# [Objective]
Pull out every line containing the string "size".

....................

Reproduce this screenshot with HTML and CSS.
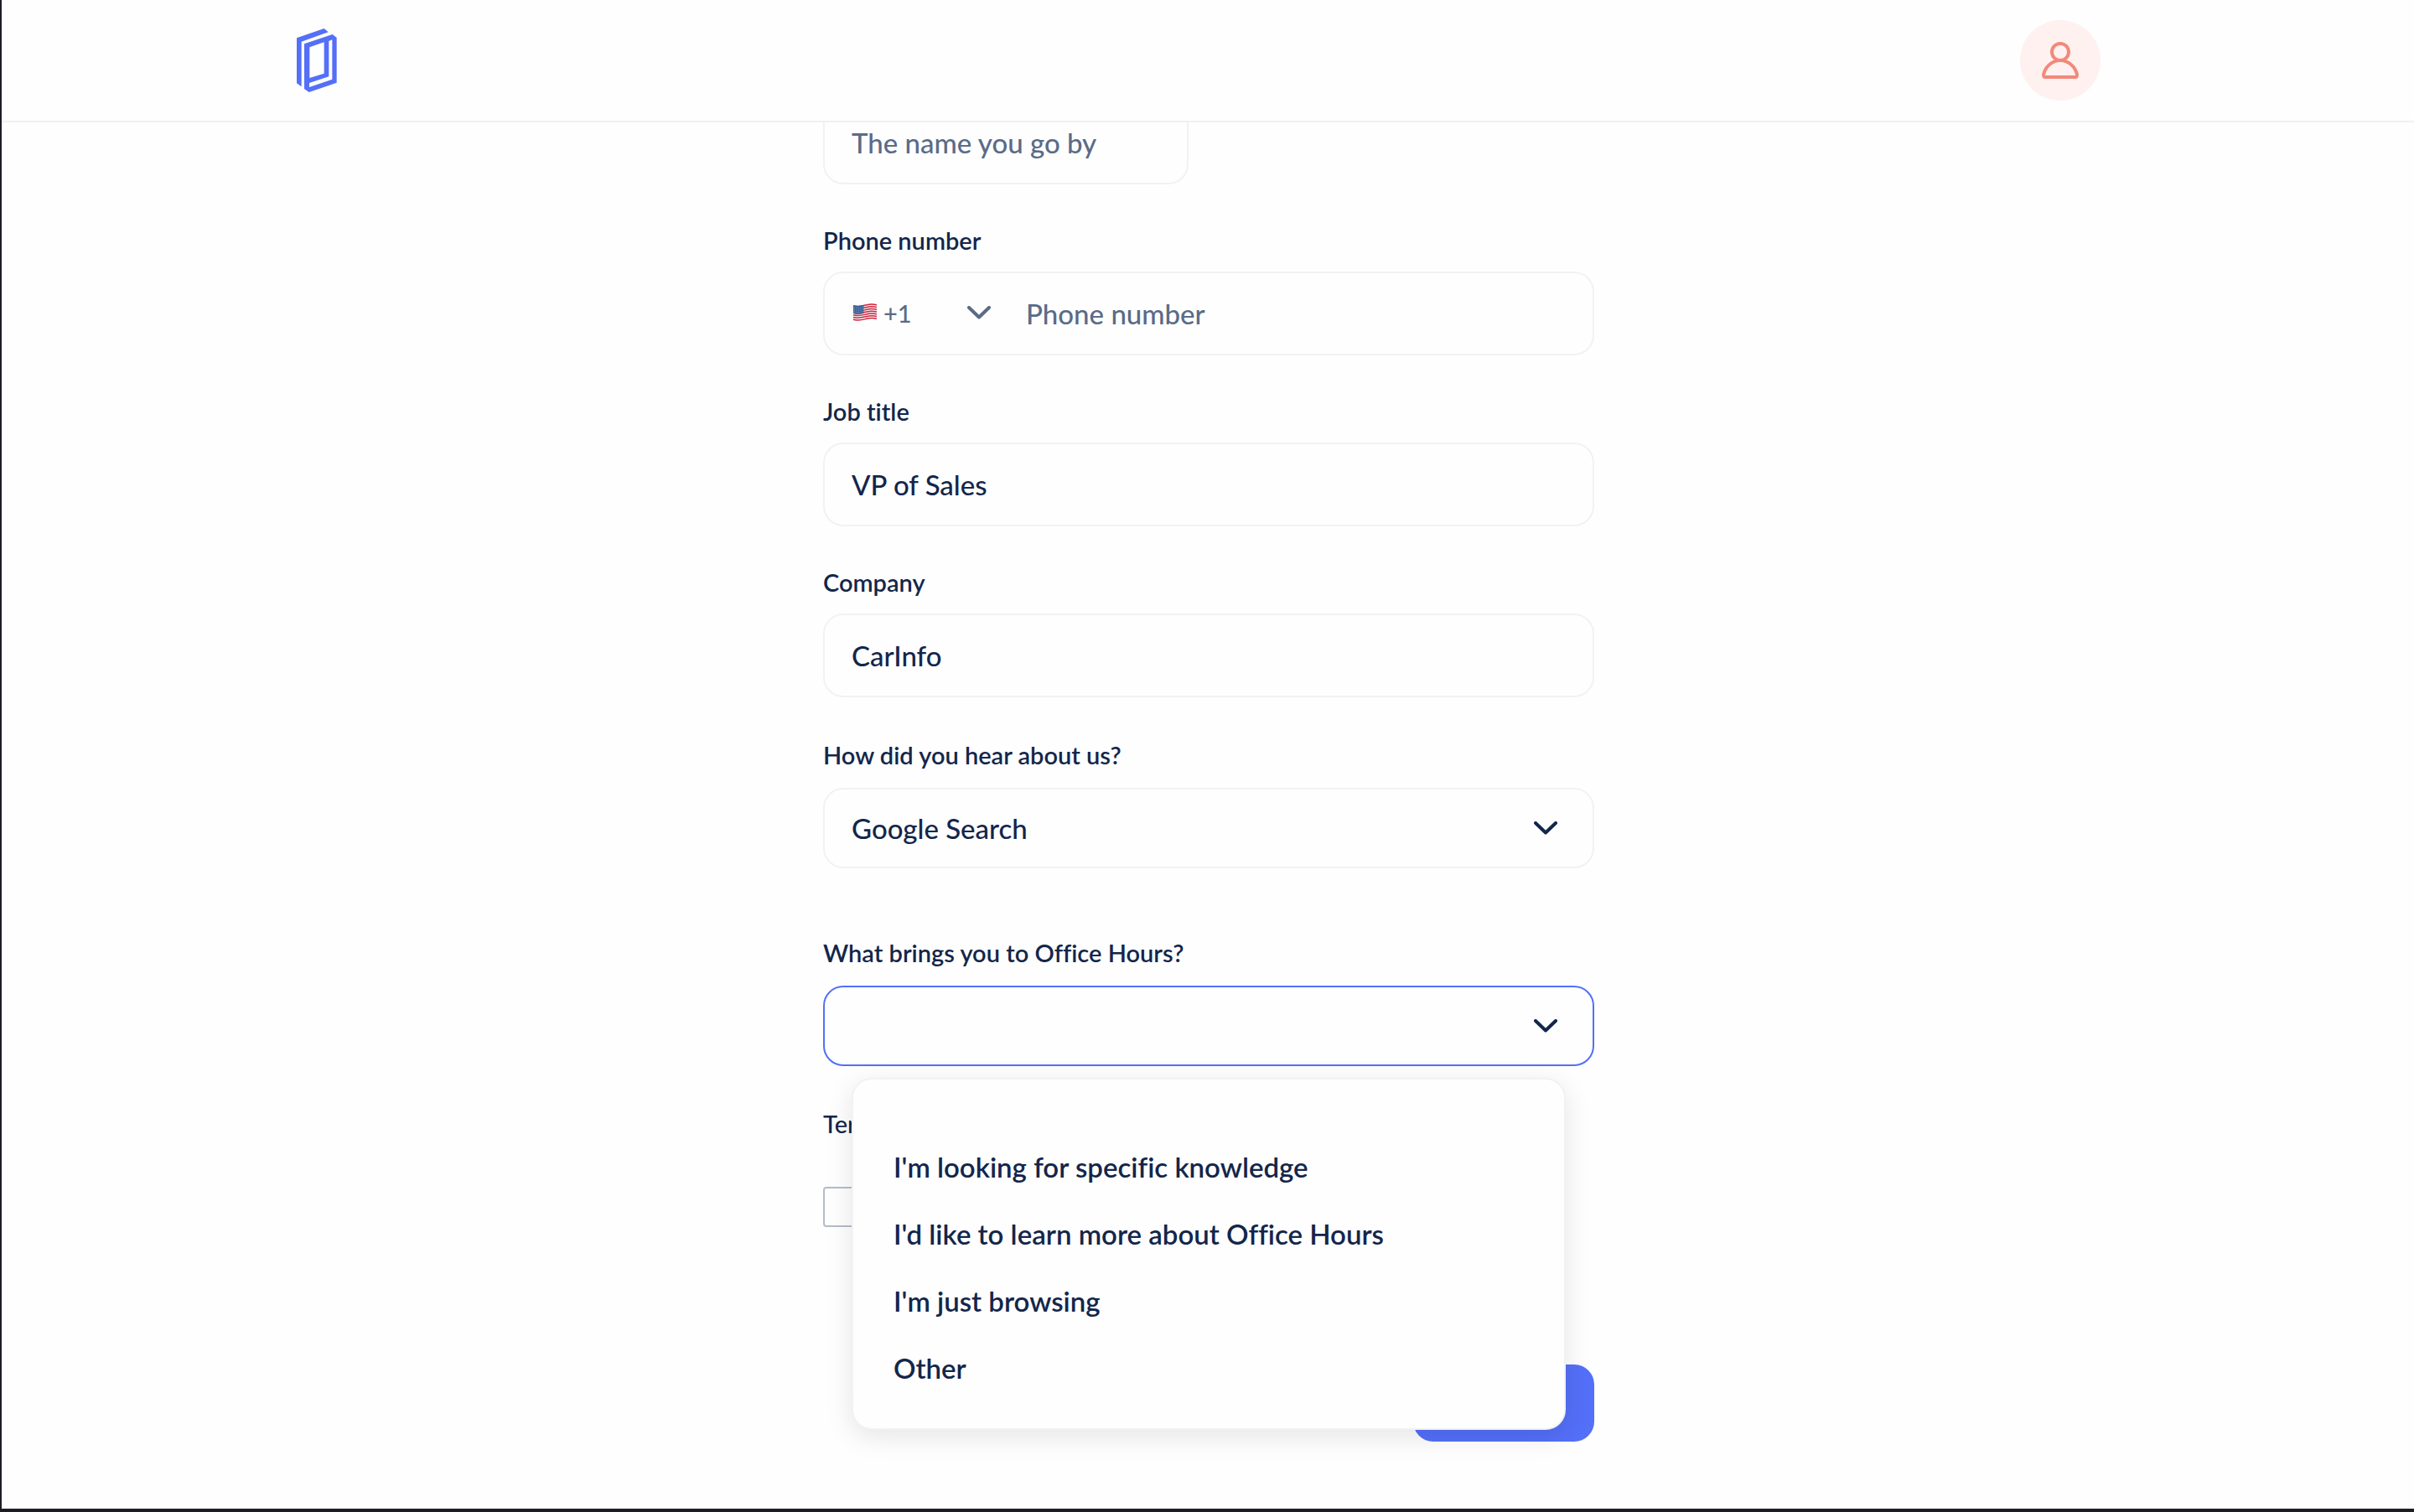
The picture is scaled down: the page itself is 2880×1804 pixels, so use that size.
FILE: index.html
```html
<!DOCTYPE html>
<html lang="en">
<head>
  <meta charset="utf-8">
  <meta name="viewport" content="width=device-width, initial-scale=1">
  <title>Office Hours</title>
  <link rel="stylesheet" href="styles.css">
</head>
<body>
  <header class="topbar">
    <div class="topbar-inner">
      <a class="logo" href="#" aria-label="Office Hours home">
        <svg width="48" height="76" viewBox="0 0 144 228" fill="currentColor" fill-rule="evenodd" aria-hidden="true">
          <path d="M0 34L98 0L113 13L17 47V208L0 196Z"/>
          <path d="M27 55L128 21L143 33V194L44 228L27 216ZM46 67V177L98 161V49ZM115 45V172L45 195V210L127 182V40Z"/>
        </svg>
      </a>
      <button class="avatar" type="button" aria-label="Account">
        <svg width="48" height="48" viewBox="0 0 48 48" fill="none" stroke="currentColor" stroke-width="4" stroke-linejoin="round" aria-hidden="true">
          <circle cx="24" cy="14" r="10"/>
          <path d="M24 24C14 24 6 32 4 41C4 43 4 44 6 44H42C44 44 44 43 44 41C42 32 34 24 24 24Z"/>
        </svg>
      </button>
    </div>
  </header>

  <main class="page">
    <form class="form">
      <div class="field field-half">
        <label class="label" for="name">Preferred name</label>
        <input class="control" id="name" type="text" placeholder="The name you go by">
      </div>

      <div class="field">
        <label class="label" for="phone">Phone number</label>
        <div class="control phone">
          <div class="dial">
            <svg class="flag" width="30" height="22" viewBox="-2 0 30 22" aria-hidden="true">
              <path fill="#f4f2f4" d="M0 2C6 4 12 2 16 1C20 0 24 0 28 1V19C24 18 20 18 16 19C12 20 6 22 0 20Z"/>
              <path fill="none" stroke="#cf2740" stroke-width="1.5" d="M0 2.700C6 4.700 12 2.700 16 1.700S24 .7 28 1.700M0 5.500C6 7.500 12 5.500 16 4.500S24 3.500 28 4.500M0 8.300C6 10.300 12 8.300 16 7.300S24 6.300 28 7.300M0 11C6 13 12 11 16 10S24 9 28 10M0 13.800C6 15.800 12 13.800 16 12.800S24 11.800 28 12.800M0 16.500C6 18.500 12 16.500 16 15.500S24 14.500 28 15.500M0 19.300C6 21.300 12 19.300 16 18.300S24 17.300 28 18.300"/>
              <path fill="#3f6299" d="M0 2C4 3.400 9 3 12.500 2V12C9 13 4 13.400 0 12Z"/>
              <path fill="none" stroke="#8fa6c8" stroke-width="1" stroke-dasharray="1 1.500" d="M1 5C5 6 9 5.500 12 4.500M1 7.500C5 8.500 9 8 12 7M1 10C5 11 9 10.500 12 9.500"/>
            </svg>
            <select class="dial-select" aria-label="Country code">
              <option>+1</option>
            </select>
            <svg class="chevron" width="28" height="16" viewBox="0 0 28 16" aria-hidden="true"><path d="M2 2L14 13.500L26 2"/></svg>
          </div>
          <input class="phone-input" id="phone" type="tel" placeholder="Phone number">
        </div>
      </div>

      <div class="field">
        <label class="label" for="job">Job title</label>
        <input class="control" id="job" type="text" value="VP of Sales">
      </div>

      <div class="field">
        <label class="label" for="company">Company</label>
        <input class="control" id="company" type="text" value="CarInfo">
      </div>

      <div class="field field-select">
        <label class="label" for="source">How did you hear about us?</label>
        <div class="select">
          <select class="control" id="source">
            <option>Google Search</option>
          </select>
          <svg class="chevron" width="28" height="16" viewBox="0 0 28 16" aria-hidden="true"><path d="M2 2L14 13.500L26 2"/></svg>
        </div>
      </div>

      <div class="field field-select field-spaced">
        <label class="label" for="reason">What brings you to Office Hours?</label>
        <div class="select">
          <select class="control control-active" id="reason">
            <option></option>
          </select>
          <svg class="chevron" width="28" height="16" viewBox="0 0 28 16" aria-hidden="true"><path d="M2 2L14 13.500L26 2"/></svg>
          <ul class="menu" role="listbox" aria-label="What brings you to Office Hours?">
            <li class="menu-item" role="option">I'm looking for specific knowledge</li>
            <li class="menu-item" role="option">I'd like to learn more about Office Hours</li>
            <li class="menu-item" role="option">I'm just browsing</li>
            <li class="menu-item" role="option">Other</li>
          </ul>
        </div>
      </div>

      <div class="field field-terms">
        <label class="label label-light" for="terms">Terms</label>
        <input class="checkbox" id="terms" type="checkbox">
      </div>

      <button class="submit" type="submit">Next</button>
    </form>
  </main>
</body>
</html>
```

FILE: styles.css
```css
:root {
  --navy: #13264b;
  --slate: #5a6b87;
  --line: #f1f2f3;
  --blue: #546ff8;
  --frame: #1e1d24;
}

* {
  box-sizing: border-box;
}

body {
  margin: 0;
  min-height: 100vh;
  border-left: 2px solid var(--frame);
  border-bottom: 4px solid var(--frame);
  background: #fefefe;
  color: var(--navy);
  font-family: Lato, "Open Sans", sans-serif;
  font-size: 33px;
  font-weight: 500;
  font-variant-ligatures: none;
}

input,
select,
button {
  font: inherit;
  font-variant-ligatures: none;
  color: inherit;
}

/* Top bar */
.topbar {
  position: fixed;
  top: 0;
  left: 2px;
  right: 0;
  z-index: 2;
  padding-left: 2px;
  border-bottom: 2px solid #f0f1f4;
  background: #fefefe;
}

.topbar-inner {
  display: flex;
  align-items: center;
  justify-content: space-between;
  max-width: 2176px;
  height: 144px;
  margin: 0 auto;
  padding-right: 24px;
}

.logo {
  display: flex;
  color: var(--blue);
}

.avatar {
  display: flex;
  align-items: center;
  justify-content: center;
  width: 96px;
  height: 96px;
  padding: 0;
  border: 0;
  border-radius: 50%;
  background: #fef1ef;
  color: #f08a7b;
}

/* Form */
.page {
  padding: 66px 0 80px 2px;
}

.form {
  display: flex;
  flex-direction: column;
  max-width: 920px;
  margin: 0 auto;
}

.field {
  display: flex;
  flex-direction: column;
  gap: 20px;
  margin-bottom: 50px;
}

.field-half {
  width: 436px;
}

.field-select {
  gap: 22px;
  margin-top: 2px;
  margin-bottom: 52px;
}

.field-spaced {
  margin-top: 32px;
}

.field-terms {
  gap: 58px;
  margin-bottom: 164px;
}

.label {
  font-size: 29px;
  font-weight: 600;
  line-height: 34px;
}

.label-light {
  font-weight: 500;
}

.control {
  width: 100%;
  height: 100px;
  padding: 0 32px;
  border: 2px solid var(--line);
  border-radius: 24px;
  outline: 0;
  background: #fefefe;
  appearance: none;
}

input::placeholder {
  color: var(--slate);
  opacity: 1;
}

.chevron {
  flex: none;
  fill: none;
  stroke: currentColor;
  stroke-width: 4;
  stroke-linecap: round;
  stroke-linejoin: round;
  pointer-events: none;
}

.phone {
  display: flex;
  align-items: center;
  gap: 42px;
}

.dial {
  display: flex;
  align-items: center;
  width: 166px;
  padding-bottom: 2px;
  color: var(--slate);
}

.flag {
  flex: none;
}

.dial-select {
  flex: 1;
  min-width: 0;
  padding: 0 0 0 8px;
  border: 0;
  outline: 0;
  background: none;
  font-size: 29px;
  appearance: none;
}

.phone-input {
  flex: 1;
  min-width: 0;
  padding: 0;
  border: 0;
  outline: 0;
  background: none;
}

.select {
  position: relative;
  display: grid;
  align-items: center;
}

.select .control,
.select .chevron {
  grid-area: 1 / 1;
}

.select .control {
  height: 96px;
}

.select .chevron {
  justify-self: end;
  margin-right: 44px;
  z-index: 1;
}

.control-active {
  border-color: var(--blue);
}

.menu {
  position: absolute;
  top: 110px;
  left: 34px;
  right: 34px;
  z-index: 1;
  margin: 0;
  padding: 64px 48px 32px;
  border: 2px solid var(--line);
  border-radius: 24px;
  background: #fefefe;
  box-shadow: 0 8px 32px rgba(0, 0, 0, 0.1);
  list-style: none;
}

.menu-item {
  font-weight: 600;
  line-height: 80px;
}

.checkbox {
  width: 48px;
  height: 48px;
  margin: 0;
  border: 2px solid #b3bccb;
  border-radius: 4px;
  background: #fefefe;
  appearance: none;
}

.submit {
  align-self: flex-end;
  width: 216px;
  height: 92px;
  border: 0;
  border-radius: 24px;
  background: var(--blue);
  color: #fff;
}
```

....................

# [Full response]
The picture is scaled down: the page itself is 2880×1804 pixels, so use that size.
  font-size: 33px;
  font-size: 29px;
  font-size: 29px;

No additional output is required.